**WHAT THE TASK REQUIRES**
Copy each line of the data below exactly, leaving out pictures.

**GIVEN INFORMATION**
=======
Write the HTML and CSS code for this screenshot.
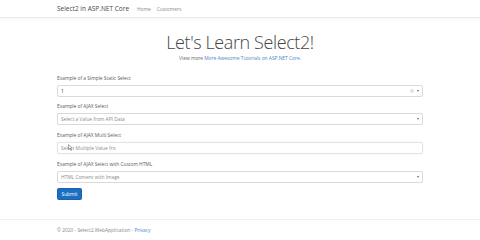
FILE: index.html
```html
<!DOCTYPE html>
<html>
<head>
<meta charset="utf-8">
<link rel="stylesheet" href="styles.css">
</head>
<body>
<header class="navbar">
  <div class="wrap nav-inner">
    <span class="brand">Select2 in ASP.NET Core</span>
    <span class="nav-link">Home</span>
    <span class="nav-link">Customers</span>
  </div>
</header>
<main class="wrap main">
  <h1 class="title">Let's Learn Select2!</h1>
  <p class="lead">View more <span class="link">More Awesome Tutorials on ASP.NET Core.</span></p>
  <div class="group">
    <div class="label">Example of a Simple Static Select</div>
    <div class="select">
      <span class="val">1</span>
      <span class="clear">×</span>
      <span class="arrow"></span>
    </div>
  </div>
  <div class="group">
    <div class="label">Example of AJAX Select</div>
    <div class="select">
      <span class="ph">Select a Value from API Data</span>
      <span class="arrow"></span>
    </div>
  </div>
  <div class="group">
    <div class="label">Example of AJAX Multi Select</div>
    <div class="select multi">
      <span class="ph">Select Multiple Value fro</span>
      <svg class="cursor" width="5" height="7" viewBox="0 0 10 14"><path d="M1 1 L1 11 L3.5 8.5 L5.5 13 L7 12.3 L5 8 L8.5 8 Z" fill="#fff" stroke="#555" stroke-width="1"/></svg>
    </div>
  </div>
  <div class="group">
    <div class="label">Example of AJAX Select with Custom HTML</div>
    <div class="select">
      <span class="ph">HTML Content with Image</span>
      <span class="arrow"></span>
    </div>
  </div>
  <button class="btn">Submit</button>
</main>
<footer class="footer">
  <div class="wrap">© 2020 - Select2.WebApplication - <span class="link">Privacy</span></div>
</footer>
</body>
</html>
```
FILE: styles.css
```css
html, body { margin: 0; padding: 0; background: #fff; }
body {
  font-family: "Open Sans", "Noto Sans", "Liberation Sans", sans-serif;
  font-size: 4.85px;
  color: #555;
  width: 480px;
  height: 240px;
  overflow: hidden;
  position: relative;
}
.wrap { width: 366px; margin-left: 57px; }
.navbar {
  height: 17px;
  border-bottom: 1px solid #ececec;
  box-shadow: 0 1px 3px rgba(0,0,0,0.05);
}
.nav-inner { display: flex; align-items: center; height: 17px; }
.brand { font-size: 6.5px; color: #484848; margin-right: 8px; }
.nav-link { color: #8a8a8a; margin-right: 6px; }
.main { padding-top: 13px; }
.title {
  margin: 0;
  text-align: center;
  font-weight: 300;
  font-size: 18px;
  line-height: 22px;
  letter-spacing: -0.4px;
  color: #444;
}
.lead { margin: 1.6px 0 13px; text-align: center; color: #666; line-height: 7px; }
.link { color: #4a86c8; }
.group { margin-bottom: 6.7px; }
.label { color: #5a5a5a; line-height: 7px; margin-bottom: 3px; }
.select {
  position: relative;
  height: 12px;
  border: 1px solid #dadada;
  border-radius: 2px;
  display: flex;
  align-items: center;
  padding-left: 3px;
  padding-right: 3px;
  box-sizing: border-box;
}
.select.multi { border-color: #e4e4e4; box-shadow: 0 0 2px rgba(0,0,0,0.07); }
.val { color: #444; flex: 1; }
.ph { color: #8c8c8c; flex: 1; }
.clear {
  width: 4px; height: 4px; border-radius: 50%;
  background: #ddd; color: #fff; font-size: 4px; line-height: 4px;
  text-align: center; margin-right: 3px; overflow: hidden;
}
.arrow {
  width: 0; height: 0;
  border-left: 1.5px solid transparent;
  border-right: 1.5px solid transparent;
  border-top: 2px solid #666;
}
.cursor { position: absolute; left: 10px; top: 1px; }
.btn {
  font-family: inherit;
  font-size: 4.85px;
  color: #fff;
  background: #1b6ec2;
  border: 1px solid #1861ac;
  border-radius: 1.5px;
  height: 12px;
  width: 25px;
  padding: 0;
  margin-top: -1px;
  display: block;
}
.footer {
  position: absolute;
  left: 0; right: 0;
  top: 219px;
  border-top: 1px solid #f0f0f0;
  height: 21px;
  line-height: 21px;
  color: #888;
}
```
=======
**FULL RESPONSE**
Write the HTML and CSS code for this screenshot.
FILE: index.html
```html
<!DOCTYPE html>
<html>
<head>
<meta charset="utf-8">
<link rel="stylesheet" href="styles.css">
</head>
<body>
<header class="navbar">
  <div class="wrap nav-inner">
    <span class="brand">Select2 in ASP.NET Core</span>
    <span class="nav-link">Home</span>
    <span class="nav-link">Customers</span>
  </div>
</header>
<main class="wrap main">
  <h1 class="title">Let's Learn Select2!</h1>
  <p class="lead">View more <span class="link">More Awesome Tutorials on ASP.NET Core.</span></p>
  <div class="group">
    <div class="label">Example of a Simple Static Select</div>
    <div class="select">
      <span class="val">1</span>
      <span class="clear">×</span>
      <span class="arrow"></span>
    </div>
  </div>
  <div class="group">
    <div class="label">Example of AJAX Select</div>
    <div class="select">
      <span class="ph">Select a Value from API Data</span>
      <span class="arrow"></span>
    </div>
  </div>
  <div class="group">
    <div class="label">Example of AJAX Multi Select</div>
    <div class="select multi">
      <span class="ph">Select Multiple Value fro</span>
      <svg class="cursor" width="5" height="7" viewBox="0 0 10 14"><path d="M1 1 L1 11 L3.5 8.5 L5.5 13 L7 12.3 L5 8 L8.5 8 Z" fill="#fff" stroke="#555" stroke-width="1"/></svg>
    </div>
  </div>
  <div class="group">
    <div class="label">Example of AJAX Select with Custom HTML</div>
    <div class="select">
      <span class="ph">HTML Content with Image</span>
      <span class="arrow"></span>
    </div>
  </div>
  <button class="btn">Submit</button>
</main>
<footer class="footer">
  <div class="wrap">© 2020 - Select2.WebApplication - <span class="link">Privacy</span></div>
</footer>
</body>
</html>
```
FILE: styles.css
```css
html, body { margin: 0; padding: 0; background: #fff; }
body {
  font-family: "Open Sans", "Noto Sans", "Liberation Sans", sans-serif;
  font-size: 4.85px;
  color: #555;
  width: 480px;
  height: 240px;
  overflow: hidden;
  position: relative;
}
.wrap { width: 366px; margin-left: 57px; }
.navbar {
  height: 17px;
  border-bottom: 1px solid #ececec;
  box-shadow: 0 1px 3px rgba(0,0,0,0.05);
}
.nav-inner { display: flex; align-items: center; height: 17px; }
.brand { font-size: 6.5px; color: #484848; margin-right: 8px; }
.nav-link { color: #8a8a8a; margin-right: 6px; }
.main { padding-top: 13px; }
.title {
  margin: 0;
  text-align: center;
  font-weight: 300;
  font-size: 18px;
  line-height: 22px;
  letter-spacing: -0.4px;
  color: #444;
}
.lead { margin: 1.6px 0 13px; text-align: center; color: #666; line-height: 7px; }
.link { color: #4a86c8; }
.group { margin-bottom: 6.7px; }
.label { color: #5a5a5a; line-height: 7px; margin-bottom: 3px; }
.select {
  position: relative;
  height: 12px;
  border: 1px solid #dadada;
  border-radius: 2px;
  display: flex;
  align-items: center;
  padding-left: 3px;
  padding-right: 3px;
  box-sizing: border-box;
}
.select.multi { border-color: #e4e4e4; box-shadow: 0 0 2px rgba(0,0,0,0.07); }
.val { color: #444; flex: 1; }
.ph { color: #8c8c8c; flex: 1; }
.clear {
  width: 4px; height: 4px; border-radius: 50%;
  background: #ddd; color: #fff; font-size: 4px; line-height: 4px;
  text-align: center; margin-right: 3px; overflow: hidden;
}
.arrow {
  width: 0; height: 0;
  border-left: 1.5px solid transparent;
  border-right: 1.5px solid transparent;
  border-top: 2px solid #666;
}
.cursor { position: absolute; left: 10px; top: 1px; }
.btn {
  font-family: inherit;
  font-size: 4.85px;
  color: #fff;
  background: #1b6ec2;
  border: 1px solid #1861ac;
  border-radius: 1.5px;
  height: 12px;
  width: 25px;
  padding: 0;
  margin-top: -1px;
  display: block;
}
.footer {
  position: absolute;
  left: 0; right: 0;
  top: 219px;
  border-top: 1px solid #f0f0f0;
  height: 21px;
  line-height: 21px;
  color: #888;
}
```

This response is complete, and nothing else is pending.